Saturday, May 5, 2012
Vertigo (Collector's Edition)
#61 (1998) and #9 (2007) on the AFI Top 100 American Movies List.
Vertigo is a 1958 psychological thriller film directed by Alfred Hitchcock and starring James Stewart, Kim Novak, and Barbara Bel Geddes. The screenplay was written by Alec Coppel and Samuel A. Taylor, based on the 1954 novel D'entre les morts by Boileau-Narcejac.
It is the story of a retired police detective suffering from acrophobia who is hired as a private investigator to follow the wife of an acquaintance to uncover the mystery of her peculiar behavior.
The film received mixed reviews upon initial release, but has garnered acclaim since and is now often cited as a classic Hitchcock film and one of the defining works of his career, appearing repeatedly in best films polls by the American Film Institute
* James Stewart as John "Scottie" Ferguson
* Kim Novak as Judy Barton/Madeleine Elster
* Barbara Bel Geddes as Midge Wood
* Tom Helmore as Gavin Elster
* Fred Graham as Scottie's police partner
* Raymond Bailey as Scottie's doctor
* Henry Jones as the Coroner
* Ellen Corby as the hotel owner
In the 1950s, the French Cahiers du cinéma critics began re-evaluating Hitchcock as a serious artist rather than just a populist showman. However, even François Truffaut's important 1962 interviews with Hitchcock (not published in English until 1967) mentions Vertigo only in passing. Dan Aulier has suggested that the real beginning of Vertigo's rise in adulation was the British-Canadian scholar Robin Wood's Hitchcock's Films (1968), which calls the film "Hitchcock's masterpiece to date and one of the four or five most profound and beautiful films the cinema has yet given us". Adding to its mystique was the fact that Vertigo was one of five films owned by Hitchcock which was removed from circulation in 1973. When Vertigo was re-released in theaters in October 1983, and then on home video in October 1984, it achieved an impressive commercial success and laudatory reviews. Similarly adulatory reviews were written for the October 1996 showing of a restored print in 70mm and DTS sound at the Castro Theater in San Francisco.

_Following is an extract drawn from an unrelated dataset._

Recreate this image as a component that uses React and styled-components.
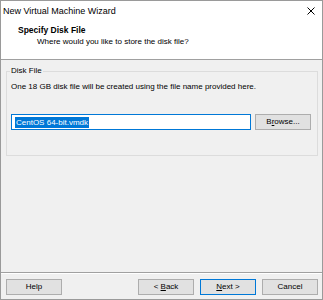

In 1989, Vertigo was recognized as a "culturally, historically and aesthetically significant" film by the United States Library of Congress and selected for preservation in the National Film Registry in the first year of the registry's voting.
The film ranked 4th and 2nd respectively in Sight and Sound's 1992 and 2002 critic polls of the best films ever made. In 2005, Vertigo came in second (to Goodfellas) in British magazine Total Film's book 100 Greatest Movies of All Time.
In his book Blockbuster: How Hollywood Learned to Stop Worrying and Love the Summer, however, British film critic Tom Shone argued that Vertigo's critical re-evaluation has led to excessive praise, and argued for a more measured response. Faulting Sight and Sound for "perennially" putting the film on the list of best-ever films, he wrote that "Hitchcock is a director who delights in getting his plot mechanisms buffed up to a nice humming shine, and so the Sight and Sound team praise the one film of his in which this is not the case – it's all loose ends and lopsided angles, its plumbing out on display for the critic to pick over at his leisure."